Tous contre le mariage pour tous
« Ils ont commencé à nous insulter, à nous traiter de sales gouines, à nous dire d’aller nous faire soigner », raconte Guylaine qui vit avec son amie Nathalie à Signes dans le Var. Ce couple lesbien raconte au Figaro (03/10/2012) les insultes, l’urine et le vomi devant leur porte, les coups reçus et les menaces de mort proférées à leur encontre par leurs voisins. « Le rassemblement prévu dimanche [ndlr :25 novembre] à Signes a été annulé à leur demande car elles craignaient des représailles », explique Isabelle, présidente de l’association féministe et militante le CEL (Centre Evolutif Lilith). Le couple aurait mis sa maison en vente. En octobre dernier, à Toulon, un gérant de snack a été condamné à une peine de 18 mois d’emprisonnement pour intimidations, violences avec un couteau et propos homophobes envers un salarié.

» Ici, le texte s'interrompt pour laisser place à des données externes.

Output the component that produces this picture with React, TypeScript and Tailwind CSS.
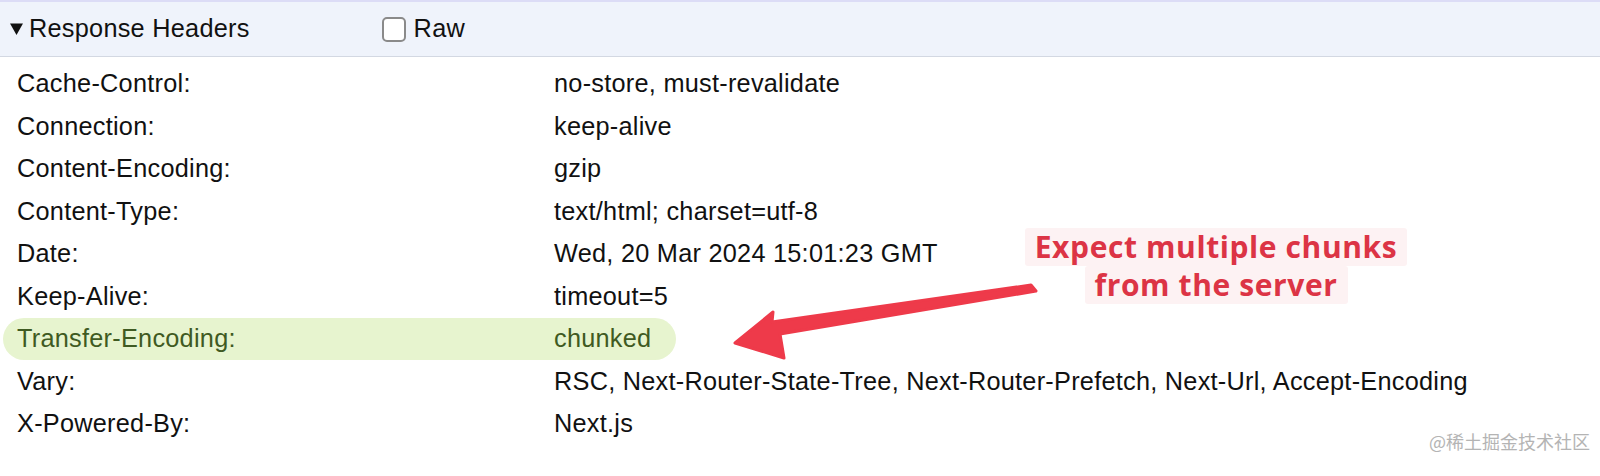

Dans le Ravi n°100, on évoquait aussi le cas de David qui a déposé plainte contre son employeur, la société Bonifay pour harcèlement moral et, entre autres, propos homophobes.
Homophobie décomplexée
Des exemples qui ne surprennent plus SOS homophobie puisque, selon leur rapport 2012, le Var est le 5ème département d’où proviennent le plus de témoignages de personnes qui se disent victimes d’homophobie. Des chiffres en constante augmentation que l’association dénombre autour de 30 pour le Var et 1556 au niveau national : « Depuis la création de ce rapport [ndlr : 1997], SOS homophobie n’a jamais enregistré autant de signalements. Le nombre de témoignages augmente ainsi de 5 % par rapport à 2010 », précise le rapport 2012 qui prend en compte les témoignages 2011. Dans plus d’un cas sur trois, l’homophobie est ancrée dans les rapports sociaux »Travail, famille, voisinage » ». « Il est difficile de tracer tous les témoignages car beaucoup sont anonymes, mais nous tenons à cet anonymat », précise Christophe Léger, délégué régional de SOS homophobie.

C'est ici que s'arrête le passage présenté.